>> BEGIN RECORDS FOR PROCESSING

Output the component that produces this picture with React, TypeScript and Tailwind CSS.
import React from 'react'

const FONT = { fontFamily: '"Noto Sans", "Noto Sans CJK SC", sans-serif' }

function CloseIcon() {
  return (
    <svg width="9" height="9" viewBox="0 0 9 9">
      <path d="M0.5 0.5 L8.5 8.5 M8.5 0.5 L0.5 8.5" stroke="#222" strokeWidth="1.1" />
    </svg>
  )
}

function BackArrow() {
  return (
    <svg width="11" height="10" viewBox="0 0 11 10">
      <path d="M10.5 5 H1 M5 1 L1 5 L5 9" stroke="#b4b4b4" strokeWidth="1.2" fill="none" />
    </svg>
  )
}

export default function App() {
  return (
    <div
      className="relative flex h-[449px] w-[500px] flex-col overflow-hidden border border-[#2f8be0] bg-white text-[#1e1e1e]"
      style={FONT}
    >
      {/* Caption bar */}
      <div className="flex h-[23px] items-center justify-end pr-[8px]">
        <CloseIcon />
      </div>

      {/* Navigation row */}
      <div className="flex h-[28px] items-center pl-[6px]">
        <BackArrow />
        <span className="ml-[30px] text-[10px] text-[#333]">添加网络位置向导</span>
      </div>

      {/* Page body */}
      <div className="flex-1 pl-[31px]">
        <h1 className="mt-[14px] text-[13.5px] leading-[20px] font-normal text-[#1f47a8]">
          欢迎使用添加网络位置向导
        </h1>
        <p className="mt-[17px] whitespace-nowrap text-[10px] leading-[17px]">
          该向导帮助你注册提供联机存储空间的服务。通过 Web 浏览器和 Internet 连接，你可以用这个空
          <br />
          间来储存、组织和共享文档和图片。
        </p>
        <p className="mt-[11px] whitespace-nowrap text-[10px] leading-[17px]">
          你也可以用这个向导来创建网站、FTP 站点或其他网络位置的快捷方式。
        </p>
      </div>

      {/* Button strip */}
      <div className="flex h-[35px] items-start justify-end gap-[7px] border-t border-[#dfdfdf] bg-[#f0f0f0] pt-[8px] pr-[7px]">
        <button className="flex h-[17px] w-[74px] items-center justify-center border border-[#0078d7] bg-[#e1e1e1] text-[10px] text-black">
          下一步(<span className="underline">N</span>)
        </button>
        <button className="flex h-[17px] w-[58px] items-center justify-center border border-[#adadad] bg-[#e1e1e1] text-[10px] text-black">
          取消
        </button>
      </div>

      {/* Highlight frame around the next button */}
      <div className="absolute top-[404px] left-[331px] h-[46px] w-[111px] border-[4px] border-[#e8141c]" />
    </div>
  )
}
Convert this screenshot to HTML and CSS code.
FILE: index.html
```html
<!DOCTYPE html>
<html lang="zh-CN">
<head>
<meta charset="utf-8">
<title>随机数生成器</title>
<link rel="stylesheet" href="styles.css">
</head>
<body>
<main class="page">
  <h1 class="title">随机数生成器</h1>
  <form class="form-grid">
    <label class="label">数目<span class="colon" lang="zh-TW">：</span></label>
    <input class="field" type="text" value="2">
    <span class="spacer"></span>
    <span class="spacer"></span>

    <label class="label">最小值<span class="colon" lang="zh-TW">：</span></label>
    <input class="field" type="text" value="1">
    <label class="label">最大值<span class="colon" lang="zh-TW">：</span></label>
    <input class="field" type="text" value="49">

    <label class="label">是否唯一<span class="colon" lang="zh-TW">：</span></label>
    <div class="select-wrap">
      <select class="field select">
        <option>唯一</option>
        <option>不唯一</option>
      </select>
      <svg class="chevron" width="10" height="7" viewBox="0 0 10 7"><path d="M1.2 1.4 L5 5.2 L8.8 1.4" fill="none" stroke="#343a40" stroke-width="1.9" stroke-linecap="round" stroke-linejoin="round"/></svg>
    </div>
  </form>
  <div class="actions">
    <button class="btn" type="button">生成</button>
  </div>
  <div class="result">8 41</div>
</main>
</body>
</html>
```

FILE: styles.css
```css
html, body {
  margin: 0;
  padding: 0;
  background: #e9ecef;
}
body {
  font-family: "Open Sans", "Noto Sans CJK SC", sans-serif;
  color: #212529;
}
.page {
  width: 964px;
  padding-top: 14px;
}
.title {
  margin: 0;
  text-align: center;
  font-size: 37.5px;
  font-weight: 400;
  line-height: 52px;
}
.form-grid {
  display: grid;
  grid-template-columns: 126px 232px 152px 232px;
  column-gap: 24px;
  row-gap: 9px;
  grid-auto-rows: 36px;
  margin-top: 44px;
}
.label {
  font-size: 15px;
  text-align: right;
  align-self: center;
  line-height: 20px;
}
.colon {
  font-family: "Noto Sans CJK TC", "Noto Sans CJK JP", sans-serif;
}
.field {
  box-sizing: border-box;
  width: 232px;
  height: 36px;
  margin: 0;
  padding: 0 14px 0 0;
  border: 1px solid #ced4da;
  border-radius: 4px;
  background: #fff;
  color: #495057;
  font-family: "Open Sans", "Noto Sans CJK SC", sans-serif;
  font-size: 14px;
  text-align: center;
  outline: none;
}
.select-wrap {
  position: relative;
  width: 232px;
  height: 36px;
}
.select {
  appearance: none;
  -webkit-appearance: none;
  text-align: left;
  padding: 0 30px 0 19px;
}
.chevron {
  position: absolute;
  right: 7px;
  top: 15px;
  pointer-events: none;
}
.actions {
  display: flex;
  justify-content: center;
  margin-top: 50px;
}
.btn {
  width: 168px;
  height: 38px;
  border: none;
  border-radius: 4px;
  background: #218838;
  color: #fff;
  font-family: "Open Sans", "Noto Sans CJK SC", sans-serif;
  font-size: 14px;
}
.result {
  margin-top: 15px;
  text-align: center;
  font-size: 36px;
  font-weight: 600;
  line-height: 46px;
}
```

>> END RECORDS FOR PROCESSING
>> BEGIN RECORDS FOR PROCESSING

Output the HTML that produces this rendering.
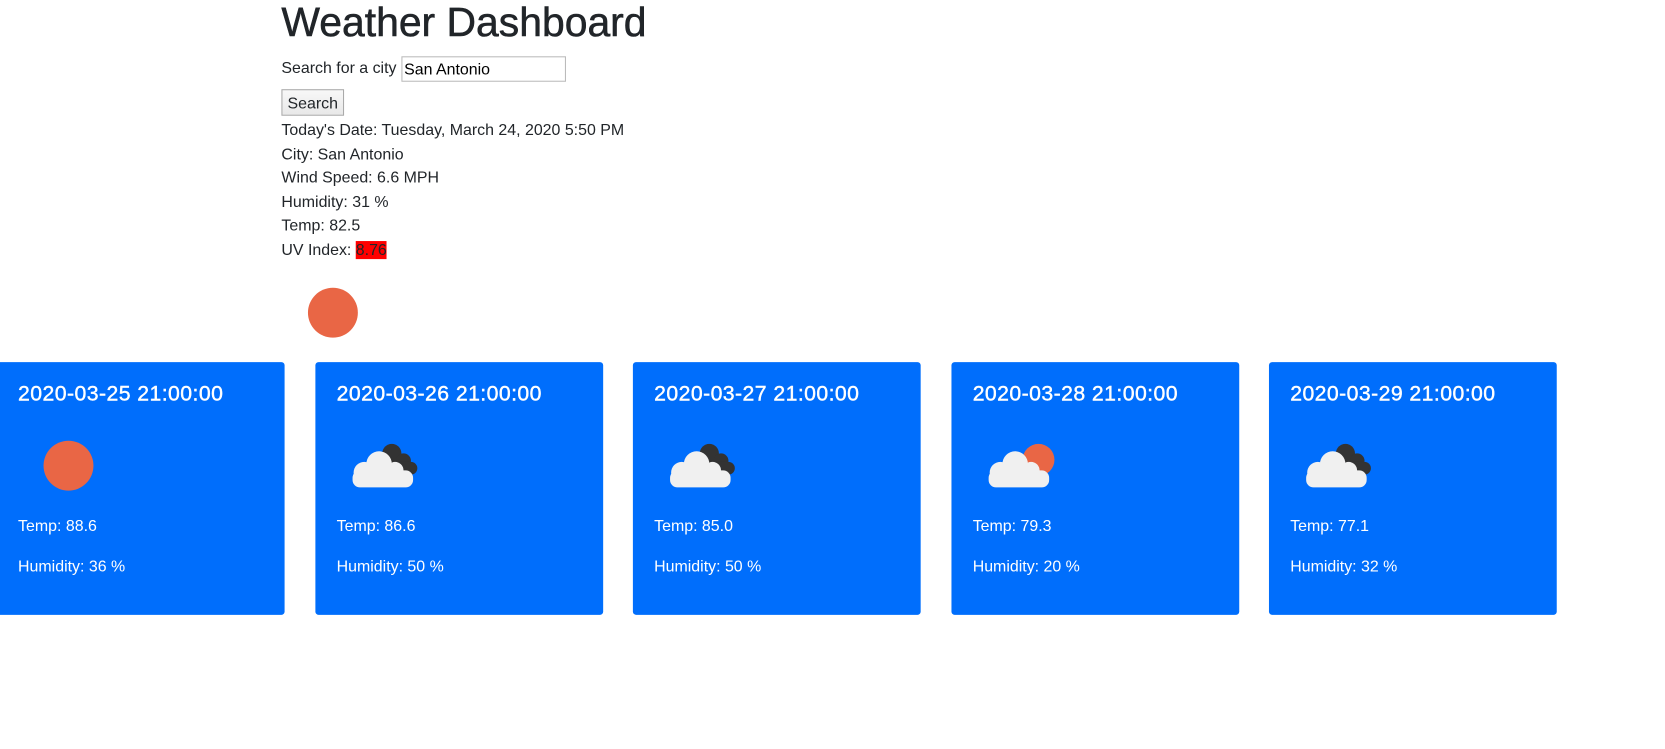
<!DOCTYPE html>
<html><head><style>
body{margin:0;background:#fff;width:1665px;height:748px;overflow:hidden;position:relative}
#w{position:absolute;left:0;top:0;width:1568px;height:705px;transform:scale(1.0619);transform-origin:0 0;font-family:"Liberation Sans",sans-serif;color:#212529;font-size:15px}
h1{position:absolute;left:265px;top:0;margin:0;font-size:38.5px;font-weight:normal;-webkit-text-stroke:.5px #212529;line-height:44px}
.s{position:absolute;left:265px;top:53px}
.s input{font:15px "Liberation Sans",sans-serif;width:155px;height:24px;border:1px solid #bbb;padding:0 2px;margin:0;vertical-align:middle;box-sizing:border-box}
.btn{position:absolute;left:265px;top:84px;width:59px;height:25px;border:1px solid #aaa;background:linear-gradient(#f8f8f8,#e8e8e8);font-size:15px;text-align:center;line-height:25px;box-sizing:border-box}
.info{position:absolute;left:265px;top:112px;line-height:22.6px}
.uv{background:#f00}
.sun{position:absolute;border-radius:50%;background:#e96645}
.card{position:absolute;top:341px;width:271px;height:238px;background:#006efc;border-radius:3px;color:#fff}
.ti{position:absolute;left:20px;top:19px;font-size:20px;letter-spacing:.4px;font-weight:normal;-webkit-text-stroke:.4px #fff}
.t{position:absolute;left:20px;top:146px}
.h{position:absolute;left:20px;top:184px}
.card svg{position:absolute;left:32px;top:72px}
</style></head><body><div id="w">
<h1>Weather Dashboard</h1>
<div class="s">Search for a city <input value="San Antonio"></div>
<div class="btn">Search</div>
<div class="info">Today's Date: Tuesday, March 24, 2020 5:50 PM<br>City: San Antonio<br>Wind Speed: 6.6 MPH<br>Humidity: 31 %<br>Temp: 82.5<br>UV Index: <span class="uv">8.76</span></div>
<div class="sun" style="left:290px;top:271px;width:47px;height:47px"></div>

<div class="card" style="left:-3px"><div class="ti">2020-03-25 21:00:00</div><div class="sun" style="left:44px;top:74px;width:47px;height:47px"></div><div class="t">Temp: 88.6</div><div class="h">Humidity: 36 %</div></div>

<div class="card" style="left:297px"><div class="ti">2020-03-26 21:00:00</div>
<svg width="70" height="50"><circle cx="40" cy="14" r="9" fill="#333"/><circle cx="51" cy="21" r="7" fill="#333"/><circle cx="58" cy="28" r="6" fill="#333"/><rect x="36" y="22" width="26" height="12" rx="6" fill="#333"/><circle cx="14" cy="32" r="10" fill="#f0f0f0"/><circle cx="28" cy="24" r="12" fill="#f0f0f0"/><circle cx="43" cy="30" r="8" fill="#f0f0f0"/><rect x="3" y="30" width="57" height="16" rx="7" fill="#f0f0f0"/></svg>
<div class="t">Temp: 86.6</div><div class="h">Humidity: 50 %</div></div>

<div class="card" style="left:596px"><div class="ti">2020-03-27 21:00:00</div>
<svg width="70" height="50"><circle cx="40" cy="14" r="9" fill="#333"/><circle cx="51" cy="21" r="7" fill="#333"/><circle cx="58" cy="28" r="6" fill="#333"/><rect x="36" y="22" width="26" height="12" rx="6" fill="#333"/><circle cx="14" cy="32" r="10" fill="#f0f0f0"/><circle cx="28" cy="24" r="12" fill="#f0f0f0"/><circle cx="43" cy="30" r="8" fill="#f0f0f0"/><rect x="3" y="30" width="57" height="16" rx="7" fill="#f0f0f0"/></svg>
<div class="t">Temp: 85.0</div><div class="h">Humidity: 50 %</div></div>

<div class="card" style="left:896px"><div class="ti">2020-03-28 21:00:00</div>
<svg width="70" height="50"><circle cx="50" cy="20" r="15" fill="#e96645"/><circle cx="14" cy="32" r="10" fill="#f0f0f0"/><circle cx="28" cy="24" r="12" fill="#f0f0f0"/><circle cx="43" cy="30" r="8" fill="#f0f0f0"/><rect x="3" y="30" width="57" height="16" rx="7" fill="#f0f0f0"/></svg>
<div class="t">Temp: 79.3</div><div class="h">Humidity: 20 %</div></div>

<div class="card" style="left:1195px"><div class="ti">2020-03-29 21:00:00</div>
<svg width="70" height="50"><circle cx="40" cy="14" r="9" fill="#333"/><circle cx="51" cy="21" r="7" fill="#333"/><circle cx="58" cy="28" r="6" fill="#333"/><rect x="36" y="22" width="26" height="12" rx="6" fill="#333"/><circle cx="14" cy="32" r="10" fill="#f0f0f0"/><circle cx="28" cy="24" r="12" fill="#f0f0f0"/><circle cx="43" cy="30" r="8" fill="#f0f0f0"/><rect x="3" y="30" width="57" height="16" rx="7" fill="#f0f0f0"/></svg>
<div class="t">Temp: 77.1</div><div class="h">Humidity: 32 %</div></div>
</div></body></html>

>> END RECORDS FOR PROCESSING

YOUR TASK. State how many lines of the records above contain "React", with no words besides the number.

ANSWER TO THIS TASK. 2